— START Data for this task —
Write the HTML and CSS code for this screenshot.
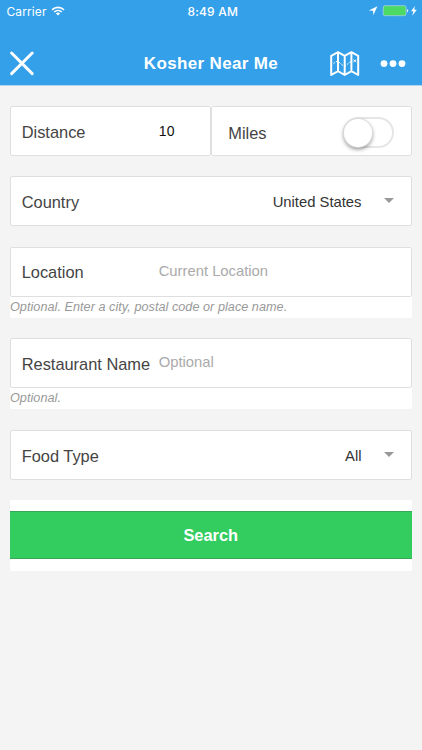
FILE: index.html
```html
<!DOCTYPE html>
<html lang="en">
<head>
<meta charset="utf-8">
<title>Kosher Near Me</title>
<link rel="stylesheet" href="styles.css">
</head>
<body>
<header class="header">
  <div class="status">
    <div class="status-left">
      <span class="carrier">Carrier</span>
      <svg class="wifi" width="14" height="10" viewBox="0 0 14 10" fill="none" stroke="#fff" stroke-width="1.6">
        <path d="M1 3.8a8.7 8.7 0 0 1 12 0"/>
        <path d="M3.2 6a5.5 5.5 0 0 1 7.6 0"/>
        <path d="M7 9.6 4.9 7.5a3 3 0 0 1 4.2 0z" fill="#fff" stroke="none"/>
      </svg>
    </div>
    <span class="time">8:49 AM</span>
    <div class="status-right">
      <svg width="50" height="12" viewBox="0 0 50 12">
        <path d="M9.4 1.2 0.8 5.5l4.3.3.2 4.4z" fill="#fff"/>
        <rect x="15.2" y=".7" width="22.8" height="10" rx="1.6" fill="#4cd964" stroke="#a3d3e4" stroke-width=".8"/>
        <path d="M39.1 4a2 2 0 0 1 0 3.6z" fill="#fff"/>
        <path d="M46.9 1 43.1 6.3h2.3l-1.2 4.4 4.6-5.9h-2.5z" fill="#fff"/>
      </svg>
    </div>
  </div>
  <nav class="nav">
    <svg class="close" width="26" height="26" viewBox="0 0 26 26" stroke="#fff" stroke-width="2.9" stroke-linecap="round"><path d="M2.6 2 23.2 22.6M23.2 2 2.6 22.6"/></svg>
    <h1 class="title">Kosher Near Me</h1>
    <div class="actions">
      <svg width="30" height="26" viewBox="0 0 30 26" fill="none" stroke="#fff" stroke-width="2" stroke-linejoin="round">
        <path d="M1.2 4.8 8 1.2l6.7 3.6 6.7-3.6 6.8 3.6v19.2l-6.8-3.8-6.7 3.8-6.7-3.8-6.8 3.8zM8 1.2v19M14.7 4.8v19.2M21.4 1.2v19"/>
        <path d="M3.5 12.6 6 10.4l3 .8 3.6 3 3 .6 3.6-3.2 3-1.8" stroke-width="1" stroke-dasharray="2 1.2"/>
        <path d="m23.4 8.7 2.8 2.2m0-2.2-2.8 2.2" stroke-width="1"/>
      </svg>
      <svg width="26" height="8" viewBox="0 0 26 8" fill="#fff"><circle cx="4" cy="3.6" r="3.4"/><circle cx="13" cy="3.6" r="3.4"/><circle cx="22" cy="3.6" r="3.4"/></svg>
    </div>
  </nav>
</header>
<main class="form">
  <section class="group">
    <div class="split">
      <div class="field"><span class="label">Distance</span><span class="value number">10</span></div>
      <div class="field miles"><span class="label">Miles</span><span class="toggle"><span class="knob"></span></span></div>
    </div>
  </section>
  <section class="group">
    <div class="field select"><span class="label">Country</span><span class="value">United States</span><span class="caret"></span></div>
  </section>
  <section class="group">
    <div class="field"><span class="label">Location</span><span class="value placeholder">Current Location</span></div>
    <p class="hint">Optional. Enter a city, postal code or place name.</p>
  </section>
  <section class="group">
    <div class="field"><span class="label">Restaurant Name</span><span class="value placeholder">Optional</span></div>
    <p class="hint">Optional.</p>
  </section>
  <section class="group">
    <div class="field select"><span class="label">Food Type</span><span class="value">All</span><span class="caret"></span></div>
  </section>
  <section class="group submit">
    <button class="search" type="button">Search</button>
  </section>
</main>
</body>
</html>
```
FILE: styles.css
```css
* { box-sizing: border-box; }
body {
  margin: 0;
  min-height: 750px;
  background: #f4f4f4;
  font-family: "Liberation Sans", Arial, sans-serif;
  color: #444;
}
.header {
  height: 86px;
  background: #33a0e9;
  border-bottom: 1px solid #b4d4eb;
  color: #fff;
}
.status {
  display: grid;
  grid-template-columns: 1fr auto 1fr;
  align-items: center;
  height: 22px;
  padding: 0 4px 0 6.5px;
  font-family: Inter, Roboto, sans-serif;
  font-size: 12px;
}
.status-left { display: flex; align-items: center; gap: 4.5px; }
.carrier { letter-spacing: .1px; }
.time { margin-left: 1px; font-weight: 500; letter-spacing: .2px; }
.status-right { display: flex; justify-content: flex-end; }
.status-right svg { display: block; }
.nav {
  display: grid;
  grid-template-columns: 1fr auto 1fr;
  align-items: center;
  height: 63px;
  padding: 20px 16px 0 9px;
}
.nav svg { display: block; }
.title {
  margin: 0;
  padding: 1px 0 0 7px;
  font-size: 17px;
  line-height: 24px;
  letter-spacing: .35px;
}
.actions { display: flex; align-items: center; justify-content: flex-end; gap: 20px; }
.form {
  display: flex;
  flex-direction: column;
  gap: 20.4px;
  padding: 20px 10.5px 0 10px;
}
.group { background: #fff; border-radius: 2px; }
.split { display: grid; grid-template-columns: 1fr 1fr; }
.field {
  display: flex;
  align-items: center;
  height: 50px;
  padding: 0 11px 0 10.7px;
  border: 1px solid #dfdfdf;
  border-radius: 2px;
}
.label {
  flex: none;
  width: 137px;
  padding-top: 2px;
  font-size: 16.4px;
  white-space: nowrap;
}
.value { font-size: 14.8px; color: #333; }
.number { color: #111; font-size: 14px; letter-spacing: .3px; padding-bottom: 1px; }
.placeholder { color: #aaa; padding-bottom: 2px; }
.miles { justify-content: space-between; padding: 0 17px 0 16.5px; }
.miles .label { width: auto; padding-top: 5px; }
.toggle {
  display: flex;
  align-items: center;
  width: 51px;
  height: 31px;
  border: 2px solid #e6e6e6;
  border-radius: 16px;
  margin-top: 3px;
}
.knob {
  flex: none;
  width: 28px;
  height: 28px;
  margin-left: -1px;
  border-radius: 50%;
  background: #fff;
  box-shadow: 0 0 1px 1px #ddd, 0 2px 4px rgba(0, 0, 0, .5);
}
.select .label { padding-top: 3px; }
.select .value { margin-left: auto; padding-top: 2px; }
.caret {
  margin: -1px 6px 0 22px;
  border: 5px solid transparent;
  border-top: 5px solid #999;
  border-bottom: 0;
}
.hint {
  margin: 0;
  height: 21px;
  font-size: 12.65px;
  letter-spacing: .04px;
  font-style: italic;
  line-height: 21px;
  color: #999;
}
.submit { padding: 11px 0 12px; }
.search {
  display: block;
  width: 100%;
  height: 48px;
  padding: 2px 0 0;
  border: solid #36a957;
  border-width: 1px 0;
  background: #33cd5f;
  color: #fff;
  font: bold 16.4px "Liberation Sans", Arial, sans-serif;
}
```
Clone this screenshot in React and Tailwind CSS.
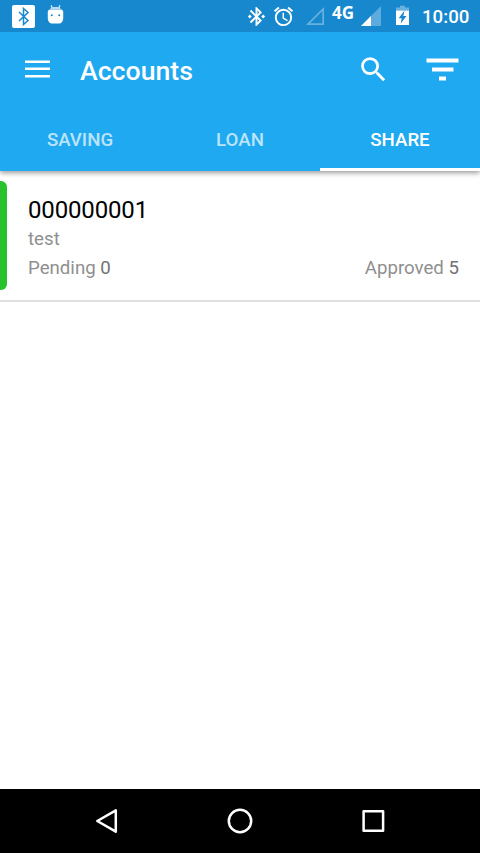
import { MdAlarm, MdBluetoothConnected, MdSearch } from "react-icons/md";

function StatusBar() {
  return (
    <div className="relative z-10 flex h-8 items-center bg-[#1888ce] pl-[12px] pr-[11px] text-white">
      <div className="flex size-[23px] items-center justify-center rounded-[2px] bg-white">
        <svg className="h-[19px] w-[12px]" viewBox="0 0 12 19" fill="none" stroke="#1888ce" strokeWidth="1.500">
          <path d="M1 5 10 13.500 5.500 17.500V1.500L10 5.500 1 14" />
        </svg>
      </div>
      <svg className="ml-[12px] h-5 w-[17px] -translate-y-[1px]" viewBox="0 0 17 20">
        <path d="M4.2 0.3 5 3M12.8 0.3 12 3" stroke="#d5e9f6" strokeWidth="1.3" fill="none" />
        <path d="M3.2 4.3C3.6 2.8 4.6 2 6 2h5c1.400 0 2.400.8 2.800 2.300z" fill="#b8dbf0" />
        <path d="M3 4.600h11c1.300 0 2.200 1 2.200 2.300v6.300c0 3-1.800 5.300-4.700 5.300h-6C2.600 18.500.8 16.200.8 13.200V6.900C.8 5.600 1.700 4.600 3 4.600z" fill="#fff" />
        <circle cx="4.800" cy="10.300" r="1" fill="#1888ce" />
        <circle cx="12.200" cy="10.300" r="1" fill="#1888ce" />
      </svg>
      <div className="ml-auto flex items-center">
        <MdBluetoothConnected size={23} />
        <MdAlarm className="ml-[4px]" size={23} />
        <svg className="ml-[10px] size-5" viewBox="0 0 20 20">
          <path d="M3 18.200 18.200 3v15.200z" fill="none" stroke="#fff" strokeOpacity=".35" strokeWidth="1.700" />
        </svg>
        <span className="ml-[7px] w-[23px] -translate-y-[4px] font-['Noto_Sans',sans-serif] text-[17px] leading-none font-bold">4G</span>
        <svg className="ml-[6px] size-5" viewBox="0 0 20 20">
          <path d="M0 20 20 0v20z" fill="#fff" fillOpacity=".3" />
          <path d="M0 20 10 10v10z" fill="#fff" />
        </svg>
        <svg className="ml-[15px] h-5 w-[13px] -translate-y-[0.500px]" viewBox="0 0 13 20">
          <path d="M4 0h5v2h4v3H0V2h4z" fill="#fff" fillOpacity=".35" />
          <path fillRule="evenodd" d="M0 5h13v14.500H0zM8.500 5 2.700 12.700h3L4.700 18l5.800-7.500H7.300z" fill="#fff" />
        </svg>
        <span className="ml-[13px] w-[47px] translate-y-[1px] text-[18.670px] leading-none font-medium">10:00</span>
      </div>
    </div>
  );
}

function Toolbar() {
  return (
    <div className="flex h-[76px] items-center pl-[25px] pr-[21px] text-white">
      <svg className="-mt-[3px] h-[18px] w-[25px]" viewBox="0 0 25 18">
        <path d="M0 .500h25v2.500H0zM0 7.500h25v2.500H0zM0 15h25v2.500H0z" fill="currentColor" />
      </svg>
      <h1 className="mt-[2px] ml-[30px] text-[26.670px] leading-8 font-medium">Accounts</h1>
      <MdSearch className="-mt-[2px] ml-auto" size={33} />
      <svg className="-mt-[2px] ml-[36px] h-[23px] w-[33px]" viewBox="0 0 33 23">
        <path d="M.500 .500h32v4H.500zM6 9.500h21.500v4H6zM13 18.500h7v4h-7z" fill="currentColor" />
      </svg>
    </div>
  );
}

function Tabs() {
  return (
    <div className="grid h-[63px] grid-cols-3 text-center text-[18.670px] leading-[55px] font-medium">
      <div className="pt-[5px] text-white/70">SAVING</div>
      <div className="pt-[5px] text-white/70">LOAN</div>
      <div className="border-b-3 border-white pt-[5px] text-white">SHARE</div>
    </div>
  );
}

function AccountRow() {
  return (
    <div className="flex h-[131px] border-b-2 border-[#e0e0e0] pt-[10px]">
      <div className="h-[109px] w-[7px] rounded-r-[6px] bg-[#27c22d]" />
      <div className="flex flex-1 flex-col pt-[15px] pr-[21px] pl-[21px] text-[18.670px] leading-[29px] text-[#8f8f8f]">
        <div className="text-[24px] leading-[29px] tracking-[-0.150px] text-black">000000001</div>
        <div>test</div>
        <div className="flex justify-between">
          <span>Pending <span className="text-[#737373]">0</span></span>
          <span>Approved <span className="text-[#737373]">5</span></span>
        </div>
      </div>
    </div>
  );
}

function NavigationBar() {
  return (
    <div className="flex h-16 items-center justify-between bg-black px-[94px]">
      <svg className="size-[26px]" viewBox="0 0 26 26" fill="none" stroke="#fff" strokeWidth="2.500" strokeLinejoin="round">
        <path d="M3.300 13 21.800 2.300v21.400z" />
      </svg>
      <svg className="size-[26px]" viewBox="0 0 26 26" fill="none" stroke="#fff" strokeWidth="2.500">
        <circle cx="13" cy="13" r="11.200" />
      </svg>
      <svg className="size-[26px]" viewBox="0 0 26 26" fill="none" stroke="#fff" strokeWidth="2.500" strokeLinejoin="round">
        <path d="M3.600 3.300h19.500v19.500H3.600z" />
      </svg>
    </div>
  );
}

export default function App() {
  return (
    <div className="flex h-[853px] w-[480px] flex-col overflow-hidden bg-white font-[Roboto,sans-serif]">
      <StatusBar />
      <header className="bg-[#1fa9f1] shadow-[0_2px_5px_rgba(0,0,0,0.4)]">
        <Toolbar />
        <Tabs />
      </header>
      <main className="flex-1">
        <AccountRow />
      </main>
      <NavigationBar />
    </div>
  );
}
— END Data for this task —
◆ **Directions**:
Give again, exactly as written, only the lines that start at the one with "Clone this screenshot" and end at the one with "MdAlarm, MdBluetoothConnected, MdSearch", both included. Skip any pictures.

◆ **Solution to the problem**:
Clone this screenshot in React and Tailwind CSS.
import { MdAlarm, MdBluetoothConnected, MdSearch } from "react-icons/md";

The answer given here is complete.